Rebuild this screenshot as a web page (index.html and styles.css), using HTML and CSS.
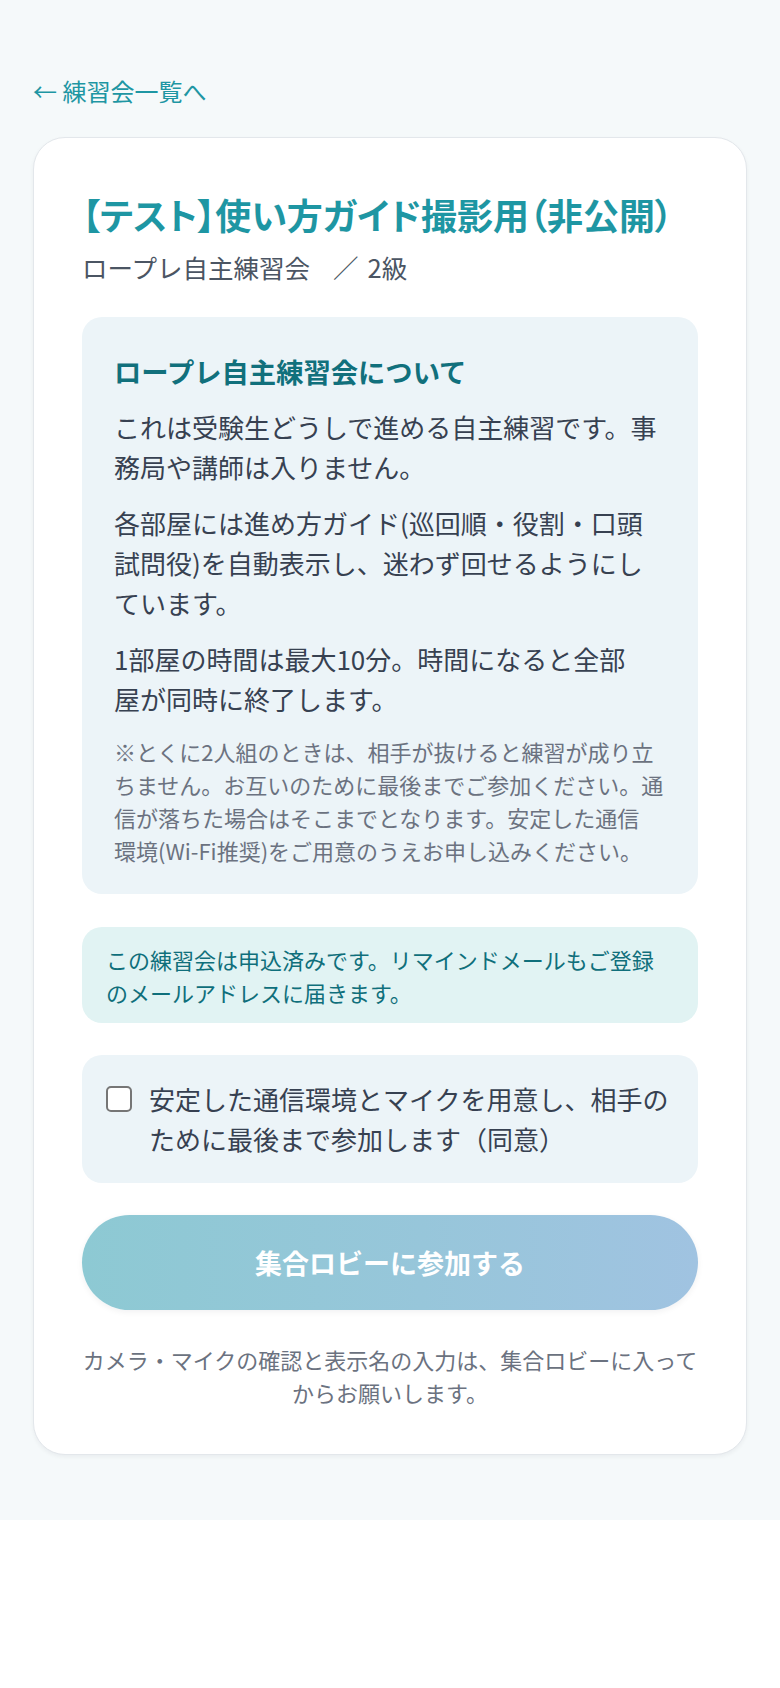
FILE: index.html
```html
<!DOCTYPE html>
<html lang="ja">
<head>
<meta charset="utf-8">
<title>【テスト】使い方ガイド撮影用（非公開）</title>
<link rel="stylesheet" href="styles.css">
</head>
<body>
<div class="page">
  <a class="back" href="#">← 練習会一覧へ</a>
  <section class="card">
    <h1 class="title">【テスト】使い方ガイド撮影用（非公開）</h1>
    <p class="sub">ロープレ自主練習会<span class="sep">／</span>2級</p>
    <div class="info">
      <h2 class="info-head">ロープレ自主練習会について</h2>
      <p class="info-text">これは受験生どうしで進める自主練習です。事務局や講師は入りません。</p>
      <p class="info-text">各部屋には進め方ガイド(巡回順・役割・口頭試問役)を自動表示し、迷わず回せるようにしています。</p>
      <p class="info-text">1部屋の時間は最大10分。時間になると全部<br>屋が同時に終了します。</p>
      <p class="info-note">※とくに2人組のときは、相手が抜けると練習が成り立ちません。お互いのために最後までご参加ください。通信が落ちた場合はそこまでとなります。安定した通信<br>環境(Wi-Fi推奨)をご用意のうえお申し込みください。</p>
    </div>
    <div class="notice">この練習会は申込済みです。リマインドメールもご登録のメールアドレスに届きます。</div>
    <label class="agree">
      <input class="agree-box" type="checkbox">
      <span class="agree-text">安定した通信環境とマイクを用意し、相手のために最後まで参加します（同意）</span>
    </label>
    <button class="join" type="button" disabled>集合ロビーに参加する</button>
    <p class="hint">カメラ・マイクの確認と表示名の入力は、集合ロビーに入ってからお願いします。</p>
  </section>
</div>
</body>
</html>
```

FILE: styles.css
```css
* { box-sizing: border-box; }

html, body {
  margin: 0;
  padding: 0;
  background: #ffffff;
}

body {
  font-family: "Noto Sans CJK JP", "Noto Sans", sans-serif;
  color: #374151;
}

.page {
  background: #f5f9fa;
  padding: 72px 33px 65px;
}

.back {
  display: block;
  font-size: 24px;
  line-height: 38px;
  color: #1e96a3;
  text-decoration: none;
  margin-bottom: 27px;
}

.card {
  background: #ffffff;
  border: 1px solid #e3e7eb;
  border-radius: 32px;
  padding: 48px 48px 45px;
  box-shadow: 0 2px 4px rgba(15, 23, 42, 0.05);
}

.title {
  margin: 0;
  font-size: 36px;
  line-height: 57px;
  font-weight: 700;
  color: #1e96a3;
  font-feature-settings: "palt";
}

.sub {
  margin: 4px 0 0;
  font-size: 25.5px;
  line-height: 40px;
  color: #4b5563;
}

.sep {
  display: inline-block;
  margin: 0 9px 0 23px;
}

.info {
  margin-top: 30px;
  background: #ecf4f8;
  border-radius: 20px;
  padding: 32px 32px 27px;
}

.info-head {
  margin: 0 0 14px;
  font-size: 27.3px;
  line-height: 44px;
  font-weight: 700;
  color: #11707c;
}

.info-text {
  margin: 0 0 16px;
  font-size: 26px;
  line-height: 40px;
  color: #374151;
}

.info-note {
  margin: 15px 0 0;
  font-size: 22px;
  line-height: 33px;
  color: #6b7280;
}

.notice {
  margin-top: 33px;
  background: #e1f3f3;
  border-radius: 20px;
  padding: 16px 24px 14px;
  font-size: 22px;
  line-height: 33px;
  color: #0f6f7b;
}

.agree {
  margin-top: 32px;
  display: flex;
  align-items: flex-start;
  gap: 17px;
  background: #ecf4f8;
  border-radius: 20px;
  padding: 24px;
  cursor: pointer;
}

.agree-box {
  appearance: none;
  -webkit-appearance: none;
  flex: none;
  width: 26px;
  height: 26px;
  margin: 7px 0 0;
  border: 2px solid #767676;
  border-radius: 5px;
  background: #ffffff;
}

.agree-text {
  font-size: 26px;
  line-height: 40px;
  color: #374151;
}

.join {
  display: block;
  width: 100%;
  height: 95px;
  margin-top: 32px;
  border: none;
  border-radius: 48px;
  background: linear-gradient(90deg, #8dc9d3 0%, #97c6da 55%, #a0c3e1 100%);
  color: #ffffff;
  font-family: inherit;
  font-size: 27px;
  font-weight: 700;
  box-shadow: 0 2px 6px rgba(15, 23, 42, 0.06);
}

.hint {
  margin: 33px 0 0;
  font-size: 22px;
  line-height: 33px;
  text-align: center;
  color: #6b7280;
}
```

[TASK INSTRUCTIONS]:
Take every line from the data that contains the word "index".

[FULL OUTPUT]:
Rebuild this screenshot as a web page (index.html and styles.css), using HTML and CSS.
FILE: index.html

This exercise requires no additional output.